* [Exercise aim]: Read the lines below and count those that have the word "code". Respond with the number only.
******************************
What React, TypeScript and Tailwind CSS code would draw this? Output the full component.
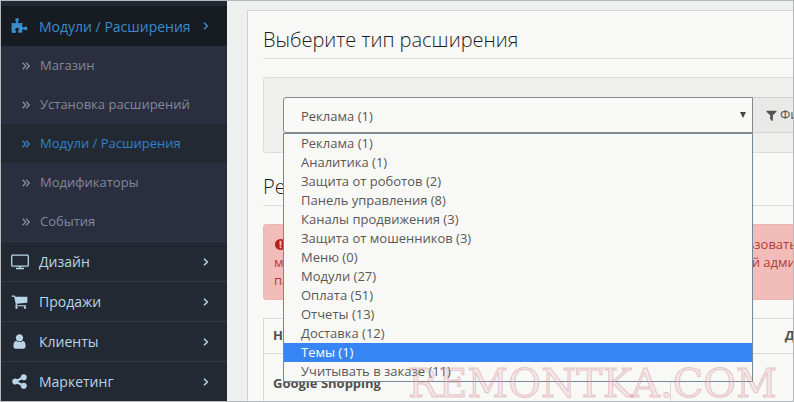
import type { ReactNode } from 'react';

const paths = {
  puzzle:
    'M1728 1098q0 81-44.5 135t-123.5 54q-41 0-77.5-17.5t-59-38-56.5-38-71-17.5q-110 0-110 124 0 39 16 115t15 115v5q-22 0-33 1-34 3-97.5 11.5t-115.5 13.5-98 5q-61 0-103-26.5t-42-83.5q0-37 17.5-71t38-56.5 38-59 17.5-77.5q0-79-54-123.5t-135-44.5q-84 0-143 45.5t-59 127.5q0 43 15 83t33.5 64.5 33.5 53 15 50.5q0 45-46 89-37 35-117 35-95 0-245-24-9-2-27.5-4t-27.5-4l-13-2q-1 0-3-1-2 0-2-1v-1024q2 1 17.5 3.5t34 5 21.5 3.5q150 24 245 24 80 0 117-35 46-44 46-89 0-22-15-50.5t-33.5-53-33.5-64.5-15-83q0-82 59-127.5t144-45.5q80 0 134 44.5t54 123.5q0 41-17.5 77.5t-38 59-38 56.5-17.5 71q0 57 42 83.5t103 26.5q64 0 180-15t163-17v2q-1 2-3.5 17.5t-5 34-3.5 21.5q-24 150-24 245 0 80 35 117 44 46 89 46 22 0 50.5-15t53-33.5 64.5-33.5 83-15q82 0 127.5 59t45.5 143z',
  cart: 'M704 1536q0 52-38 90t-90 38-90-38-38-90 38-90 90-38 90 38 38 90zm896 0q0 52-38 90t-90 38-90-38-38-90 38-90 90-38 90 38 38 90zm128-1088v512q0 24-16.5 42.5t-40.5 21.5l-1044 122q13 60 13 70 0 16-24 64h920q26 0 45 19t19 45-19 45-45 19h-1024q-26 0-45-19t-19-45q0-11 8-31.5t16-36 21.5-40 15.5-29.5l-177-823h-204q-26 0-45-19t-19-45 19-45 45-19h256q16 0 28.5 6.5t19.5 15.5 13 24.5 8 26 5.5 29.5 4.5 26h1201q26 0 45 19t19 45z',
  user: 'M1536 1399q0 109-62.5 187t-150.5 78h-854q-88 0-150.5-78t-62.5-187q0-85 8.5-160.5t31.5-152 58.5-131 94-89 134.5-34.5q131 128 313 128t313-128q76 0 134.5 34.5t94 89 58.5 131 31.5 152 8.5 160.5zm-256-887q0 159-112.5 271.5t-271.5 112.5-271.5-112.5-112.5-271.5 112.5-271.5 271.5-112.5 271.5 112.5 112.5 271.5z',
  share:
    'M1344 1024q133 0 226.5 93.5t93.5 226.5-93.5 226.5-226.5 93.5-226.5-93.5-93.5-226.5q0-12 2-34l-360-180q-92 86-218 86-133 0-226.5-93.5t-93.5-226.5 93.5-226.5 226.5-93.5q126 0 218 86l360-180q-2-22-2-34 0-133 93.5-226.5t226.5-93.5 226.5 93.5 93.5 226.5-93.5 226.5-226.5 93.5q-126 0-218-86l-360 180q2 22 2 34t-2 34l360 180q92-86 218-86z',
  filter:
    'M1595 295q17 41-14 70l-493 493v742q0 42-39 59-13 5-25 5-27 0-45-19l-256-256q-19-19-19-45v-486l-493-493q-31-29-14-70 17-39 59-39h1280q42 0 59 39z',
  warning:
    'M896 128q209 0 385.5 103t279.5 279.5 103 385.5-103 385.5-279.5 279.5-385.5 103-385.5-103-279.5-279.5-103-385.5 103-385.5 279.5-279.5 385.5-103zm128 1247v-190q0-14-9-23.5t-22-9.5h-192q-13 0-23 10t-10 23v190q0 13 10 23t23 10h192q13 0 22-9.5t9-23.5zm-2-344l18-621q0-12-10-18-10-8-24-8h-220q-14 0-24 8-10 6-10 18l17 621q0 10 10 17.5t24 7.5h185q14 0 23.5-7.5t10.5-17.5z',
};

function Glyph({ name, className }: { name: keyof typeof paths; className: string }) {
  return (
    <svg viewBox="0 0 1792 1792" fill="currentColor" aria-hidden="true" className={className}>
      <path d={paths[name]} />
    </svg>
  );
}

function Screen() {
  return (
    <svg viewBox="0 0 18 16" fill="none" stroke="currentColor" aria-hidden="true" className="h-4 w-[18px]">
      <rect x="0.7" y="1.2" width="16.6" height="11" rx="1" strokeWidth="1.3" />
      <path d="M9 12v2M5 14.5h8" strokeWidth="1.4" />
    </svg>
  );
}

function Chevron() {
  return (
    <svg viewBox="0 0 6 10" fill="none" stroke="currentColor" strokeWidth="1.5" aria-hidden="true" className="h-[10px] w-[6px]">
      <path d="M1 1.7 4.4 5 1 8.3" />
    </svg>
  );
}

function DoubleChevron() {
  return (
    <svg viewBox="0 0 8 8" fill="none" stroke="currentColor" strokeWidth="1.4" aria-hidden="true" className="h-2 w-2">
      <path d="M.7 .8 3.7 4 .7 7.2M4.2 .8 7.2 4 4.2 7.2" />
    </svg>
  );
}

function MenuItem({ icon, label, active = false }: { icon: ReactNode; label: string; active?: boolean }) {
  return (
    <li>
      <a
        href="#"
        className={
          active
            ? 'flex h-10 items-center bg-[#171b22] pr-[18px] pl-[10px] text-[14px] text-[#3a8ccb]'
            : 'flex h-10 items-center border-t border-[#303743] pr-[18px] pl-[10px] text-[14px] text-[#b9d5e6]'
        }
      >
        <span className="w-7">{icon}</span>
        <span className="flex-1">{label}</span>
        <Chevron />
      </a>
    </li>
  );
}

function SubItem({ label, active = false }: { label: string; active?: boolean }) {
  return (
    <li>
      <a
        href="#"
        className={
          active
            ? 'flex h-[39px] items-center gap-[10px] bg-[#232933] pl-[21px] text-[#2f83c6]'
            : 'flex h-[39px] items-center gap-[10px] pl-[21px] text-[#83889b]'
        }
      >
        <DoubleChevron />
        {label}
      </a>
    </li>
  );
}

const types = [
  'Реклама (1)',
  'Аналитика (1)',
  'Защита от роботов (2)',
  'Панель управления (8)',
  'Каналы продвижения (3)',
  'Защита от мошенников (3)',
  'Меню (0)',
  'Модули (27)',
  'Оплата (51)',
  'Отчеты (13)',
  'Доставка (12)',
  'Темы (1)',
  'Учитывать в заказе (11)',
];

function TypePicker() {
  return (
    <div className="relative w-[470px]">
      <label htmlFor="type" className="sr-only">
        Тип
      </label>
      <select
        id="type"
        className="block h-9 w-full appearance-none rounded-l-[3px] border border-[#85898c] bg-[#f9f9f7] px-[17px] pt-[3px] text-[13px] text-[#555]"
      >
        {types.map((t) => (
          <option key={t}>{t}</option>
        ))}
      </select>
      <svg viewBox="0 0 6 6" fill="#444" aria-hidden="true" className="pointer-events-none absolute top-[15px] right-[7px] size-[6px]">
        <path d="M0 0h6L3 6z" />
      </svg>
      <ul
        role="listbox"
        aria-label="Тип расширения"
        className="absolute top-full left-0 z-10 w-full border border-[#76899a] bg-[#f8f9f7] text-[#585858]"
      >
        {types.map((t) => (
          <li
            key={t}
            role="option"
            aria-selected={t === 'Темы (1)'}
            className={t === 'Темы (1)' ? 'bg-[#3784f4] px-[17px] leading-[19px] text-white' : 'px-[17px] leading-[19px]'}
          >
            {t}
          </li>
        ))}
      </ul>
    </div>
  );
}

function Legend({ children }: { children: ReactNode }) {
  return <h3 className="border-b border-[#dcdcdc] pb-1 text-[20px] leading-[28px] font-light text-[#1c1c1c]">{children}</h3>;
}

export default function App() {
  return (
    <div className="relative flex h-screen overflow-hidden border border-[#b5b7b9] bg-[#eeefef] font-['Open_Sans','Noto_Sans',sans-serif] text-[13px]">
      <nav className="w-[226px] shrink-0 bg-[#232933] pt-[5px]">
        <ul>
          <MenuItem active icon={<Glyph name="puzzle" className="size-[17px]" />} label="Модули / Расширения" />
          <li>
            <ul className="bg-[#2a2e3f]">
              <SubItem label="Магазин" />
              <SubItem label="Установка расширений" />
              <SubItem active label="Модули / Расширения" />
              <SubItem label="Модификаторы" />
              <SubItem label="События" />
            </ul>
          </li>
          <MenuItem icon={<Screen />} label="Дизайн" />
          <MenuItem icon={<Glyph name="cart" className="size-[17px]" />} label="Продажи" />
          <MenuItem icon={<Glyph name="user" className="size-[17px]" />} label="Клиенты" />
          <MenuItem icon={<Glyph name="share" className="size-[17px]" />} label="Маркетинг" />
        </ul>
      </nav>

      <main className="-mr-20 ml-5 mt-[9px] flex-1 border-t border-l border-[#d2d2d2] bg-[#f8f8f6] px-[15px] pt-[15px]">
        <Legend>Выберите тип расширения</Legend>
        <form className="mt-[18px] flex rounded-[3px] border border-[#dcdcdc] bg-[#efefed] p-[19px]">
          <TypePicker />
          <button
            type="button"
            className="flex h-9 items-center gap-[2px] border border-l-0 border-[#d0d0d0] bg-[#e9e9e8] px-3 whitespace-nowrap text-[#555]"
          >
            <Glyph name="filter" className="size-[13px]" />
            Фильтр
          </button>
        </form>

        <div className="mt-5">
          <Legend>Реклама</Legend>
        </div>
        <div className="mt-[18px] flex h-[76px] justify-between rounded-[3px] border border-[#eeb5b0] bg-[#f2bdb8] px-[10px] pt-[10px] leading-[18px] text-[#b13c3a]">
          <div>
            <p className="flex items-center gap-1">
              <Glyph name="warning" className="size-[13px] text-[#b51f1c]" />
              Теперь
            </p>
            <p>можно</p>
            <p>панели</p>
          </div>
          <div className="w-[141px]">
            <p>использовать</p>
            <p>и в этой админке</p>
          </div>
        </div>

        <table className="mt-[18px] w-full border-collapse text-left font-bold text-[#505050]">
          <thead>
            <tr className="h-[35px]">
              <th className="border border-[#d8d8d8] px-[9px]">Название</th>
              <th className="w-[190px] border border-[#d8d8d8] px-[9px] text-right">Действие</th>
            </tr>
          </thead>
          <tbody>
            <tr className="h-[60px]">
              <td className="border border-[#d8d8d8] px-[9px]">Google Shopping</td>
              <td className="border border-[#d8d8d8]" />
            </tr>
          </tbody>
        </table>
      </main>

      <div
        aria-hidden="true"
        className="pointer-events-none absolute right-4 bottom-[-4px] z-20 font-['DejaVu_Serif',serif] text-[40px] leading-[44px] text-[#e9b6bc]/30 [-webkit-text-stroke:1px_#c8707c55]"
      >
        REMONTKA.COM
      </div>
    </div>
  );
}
******************************
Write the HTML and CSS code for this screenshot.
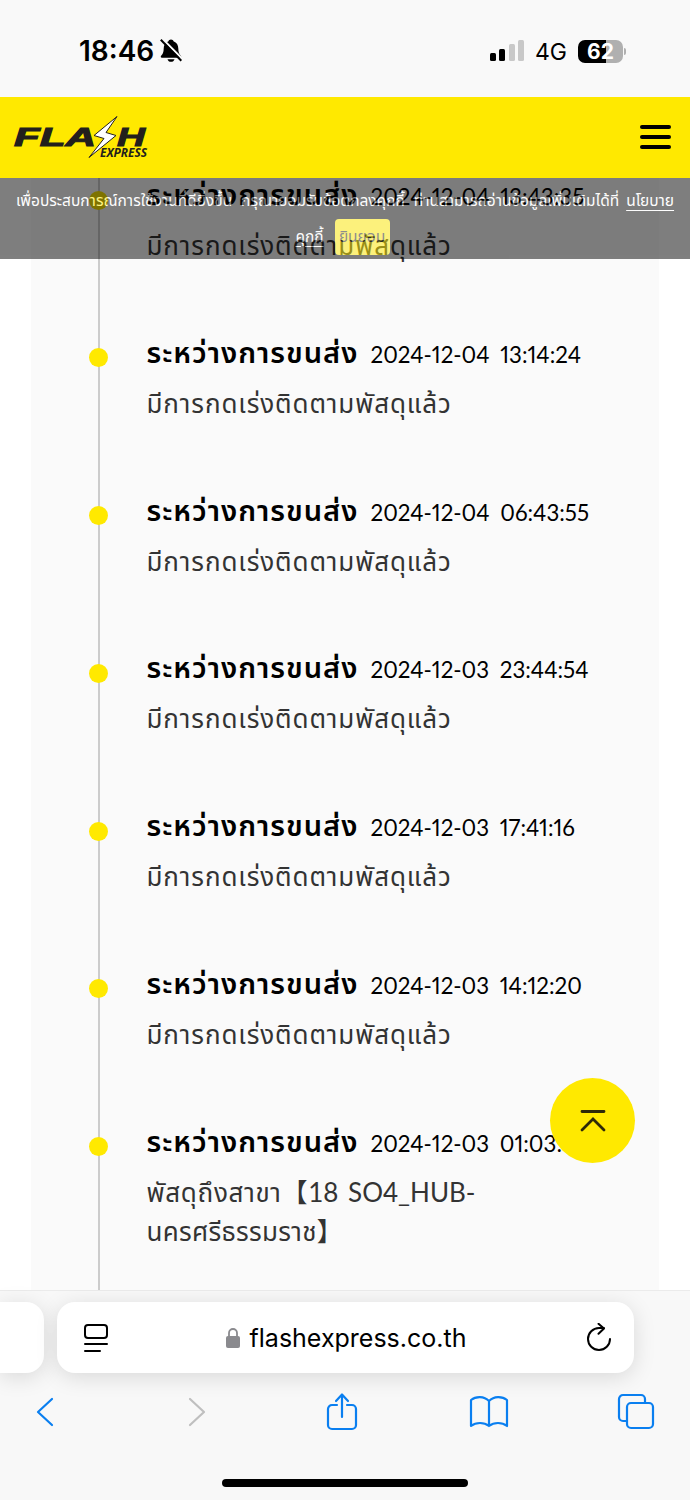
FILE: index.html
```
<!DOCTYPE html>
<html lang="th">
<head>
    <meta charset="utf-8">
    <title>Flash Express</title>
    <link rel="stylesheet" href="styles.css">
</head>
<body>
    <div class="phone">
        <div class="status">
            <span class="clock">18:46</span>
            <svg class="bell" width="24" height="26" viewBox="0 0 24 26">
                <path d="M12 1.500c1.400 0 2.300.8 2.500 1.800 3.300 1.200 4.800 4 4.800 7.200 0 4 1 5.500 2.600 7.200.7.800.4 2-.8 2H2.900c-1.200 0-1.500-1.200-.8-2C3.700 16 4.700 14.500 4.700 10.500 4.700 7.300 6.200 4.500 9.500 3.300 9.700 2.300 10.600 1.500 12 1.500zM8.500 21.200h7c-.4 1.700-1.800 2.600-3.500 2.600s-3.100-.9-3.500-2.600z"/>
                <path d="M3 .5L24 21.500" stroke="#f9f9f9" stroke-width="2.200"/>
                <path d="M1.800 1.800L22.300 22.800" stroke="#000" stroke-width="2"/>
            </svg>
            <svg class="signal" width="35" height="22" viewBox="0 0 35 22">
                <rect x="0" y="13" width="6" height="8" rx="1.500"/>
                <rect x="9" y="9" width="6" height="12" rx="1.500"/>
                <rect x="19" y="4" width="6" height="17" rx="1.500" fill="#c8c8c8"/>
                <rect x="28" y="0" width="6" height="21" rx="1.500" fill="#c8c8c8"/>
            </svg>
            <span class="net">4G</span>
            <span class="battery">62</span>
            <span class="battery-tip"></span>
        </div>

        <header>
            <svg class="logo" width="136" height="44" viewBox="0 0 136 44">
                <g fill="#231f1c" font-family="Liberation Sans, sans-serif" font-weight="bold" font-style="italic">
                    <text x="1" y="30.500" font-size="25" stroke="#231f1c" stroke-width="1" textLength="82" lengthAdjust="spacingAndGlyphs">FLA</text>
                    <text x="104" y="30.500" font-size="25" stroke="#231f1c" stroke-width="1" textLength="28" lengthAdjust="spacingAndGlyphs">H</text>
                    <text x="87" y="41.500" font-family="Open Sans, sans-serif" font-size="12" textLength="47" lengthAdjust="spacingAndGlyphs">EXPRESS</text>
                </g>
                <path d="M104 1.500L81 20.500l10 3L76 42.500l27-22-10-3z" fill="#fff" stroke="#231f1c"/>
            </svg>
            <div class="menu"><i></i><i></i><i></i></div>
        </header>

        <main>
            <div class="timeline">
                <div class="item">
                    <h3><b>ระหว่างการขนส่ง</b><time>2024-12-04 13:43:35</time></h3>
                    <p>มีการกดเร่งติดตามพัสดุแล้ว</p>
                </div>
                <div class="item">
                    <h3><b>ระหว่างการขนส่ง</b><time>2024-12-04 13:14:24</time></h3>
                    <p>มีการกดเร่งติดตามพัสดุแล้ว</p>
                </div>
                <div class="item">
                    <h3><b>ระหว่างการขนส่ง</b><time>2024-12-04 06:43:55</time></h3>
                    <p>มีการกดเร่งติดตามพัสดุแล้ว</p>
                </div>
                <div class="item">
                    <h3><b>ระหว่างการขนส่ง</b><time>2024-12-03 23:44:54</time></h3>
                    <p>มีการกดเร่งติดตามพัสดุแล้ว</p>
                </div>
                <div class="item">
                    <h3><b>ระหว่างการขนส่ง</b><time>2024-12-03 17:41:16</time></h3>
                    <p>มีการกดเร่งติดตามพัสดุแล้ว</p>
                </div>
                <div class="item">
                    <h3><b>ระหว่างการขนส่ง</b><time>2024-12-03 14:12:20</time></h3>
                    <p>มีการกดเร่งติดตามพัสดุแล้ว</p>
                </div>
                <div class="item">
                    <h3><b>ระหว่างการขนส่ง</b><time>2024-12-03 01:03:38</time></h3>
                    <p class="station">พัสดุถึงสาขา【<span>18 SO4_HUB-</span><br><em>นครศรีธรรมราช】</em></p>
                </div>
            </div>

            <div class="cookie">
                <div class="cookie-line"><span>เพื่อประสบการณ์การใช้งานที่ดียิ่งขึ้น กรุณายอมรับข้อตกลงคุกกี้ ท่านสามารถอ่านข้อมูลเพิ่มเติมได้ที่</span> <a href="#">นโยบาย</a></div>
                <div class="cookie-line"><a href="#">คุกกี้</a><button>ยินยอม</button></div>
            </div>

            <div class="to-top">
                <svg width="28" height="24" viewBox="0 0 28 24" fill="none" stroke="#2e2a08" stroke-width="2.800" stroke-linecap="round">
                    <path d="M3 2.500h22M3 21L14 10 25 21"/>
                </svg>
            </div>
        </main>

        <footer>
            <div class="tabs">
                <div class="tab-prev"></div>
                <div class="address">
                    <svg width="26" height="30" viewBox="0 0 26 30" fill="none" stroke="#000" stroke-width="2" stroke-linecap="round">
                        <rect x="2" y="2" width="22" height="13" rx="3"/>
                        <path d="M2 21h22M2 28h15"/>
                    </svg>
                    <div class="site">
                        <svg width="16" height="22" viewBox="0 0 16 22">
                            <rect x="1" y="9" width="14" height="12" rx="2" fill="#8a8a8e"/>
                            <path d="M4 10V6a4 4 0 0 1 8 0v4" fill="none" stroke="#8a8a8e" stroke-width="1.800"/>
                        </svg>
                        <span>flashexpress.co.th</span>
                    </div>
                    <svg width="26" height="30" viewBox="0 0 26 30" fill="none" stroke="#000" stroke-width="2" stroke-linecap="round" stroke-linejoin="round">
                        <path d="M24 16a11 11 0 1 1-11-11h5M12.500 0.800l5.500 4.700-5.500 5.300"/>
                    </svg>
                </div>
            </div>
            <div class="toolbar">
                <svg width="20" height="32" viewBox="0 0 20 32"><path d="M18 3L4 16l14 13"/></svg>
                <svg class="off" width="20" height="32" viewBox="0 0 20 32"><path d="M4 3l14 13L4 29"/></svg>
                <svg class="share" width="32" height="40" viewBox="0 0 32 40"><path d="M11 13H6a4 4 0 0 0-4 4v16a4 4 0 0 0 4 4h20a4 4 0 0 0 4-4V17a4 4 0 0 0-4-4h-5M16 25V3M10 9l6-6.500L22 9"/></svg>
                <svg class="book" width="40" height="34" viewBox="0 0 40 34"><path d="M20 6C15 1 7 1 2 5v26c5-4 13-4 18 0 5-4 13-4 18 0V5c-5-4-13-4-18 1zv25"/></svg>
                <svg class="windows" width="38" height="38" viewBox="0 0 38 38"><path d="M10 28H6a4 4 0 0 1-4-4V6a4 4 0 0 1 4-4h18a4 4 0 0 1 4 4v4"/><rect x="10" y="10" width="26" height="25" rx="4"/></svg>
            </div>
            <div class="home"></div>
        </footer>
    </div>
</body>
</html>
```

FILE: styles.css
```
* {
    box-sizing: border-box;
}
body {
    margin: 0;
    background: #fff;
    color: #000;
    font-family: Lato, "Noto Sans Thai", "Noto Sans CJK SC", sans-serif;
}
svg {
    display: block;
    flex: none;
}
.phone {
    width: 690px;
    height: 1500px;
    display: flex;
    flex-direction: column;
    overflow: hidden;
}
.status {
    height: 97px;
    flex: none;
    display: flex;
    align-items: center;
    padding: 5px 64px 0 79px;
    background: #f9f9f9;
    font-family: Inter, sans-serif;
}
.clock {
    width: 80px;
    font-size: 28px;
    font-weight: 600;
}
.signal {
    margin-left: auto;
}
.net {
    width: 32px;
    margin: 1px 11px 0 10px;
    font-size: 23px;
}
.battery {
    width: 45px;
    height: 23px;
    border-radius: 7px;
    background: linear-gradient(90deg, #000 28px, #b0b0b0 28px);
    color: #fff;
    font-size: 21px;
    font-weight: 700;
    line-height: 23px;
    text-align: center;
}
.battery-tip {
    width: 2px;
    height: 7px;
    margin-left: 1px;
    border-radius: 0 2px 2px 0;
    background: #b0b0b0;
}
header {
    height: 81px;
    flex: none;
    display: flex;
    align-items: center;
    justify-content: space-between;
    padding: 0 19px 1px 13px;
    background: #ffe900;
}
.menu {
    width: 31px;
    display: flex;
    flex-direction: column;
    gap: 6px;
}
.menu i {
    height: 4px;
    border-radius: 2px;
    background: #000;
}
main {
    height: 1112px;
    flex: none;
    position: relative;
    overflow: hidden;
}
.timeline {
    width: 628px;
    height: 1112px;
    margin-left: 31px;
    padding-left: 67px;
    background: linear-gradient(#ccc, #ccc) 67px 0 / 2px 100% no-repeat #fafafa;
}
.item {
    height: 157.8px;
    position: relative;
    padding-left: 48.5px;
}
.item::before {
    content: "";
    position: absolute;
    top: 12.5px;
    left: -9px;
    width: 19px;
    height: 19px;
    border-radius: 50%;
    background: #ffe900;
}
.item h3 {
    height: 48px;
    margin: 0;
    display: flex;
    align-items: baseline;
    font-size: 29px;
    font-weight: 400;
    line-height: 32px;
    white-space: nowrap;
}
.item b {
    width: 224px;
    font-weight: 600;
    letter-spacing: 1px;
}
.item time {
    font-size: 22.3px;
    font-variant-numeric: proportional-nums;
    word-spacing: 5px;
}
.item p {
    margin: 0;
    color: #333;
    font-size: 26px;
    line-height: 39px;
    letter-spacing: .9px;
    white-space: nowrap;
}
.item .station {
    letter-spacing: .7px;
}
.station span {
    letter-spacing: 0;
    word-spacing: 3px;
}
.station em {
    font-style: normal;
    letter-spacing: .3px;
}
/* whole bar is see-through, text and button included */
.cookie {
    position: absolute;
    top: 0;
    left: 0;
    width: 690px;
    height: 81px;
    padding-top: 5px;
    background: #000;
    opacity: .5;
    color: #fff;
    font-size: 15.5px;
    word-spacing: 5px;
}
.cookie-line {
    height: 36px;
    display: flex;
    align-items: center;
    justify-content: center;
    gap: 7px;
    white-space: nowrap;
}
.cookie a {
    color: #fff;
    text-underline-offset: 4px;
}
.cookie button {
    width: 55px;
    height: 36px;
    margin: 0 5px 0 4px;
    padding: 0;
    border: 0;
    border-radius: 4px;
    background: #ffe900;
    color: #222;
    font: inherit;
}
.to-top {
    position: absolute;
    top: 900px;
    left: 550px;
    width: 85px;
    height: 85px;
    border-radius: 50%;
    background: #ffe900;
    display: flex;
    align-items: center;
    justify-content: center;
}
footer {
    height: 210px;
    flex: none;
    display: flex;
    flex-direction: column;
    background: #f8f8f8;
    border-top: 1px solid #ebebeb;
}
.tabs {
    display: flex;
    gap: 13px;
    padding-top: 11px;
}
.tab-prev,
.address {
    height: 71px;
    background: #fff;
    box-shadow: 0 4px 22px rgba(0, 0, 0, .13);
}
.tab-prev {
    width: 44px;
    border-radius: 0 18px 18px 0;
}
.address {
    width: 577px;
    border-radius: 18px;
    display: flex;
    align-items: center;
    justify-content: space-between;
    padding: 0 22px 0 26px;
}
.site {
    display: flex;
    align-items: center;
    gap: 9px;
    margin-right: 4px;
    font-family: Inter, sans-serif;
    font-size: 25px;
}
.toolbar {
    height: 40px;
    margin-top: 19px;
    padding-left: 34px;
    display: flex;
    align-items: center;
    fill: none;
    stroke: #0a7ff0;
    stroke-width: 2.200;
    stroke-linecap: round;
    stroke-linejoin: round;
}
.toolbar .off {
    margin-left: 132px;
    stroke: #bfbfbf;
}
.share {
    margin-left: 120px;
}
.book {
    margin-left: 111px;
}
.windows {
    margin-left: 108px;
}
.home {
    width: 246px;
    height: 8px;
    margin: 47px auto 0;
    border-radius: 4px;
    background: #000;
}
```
******************************
* [Final result]: 2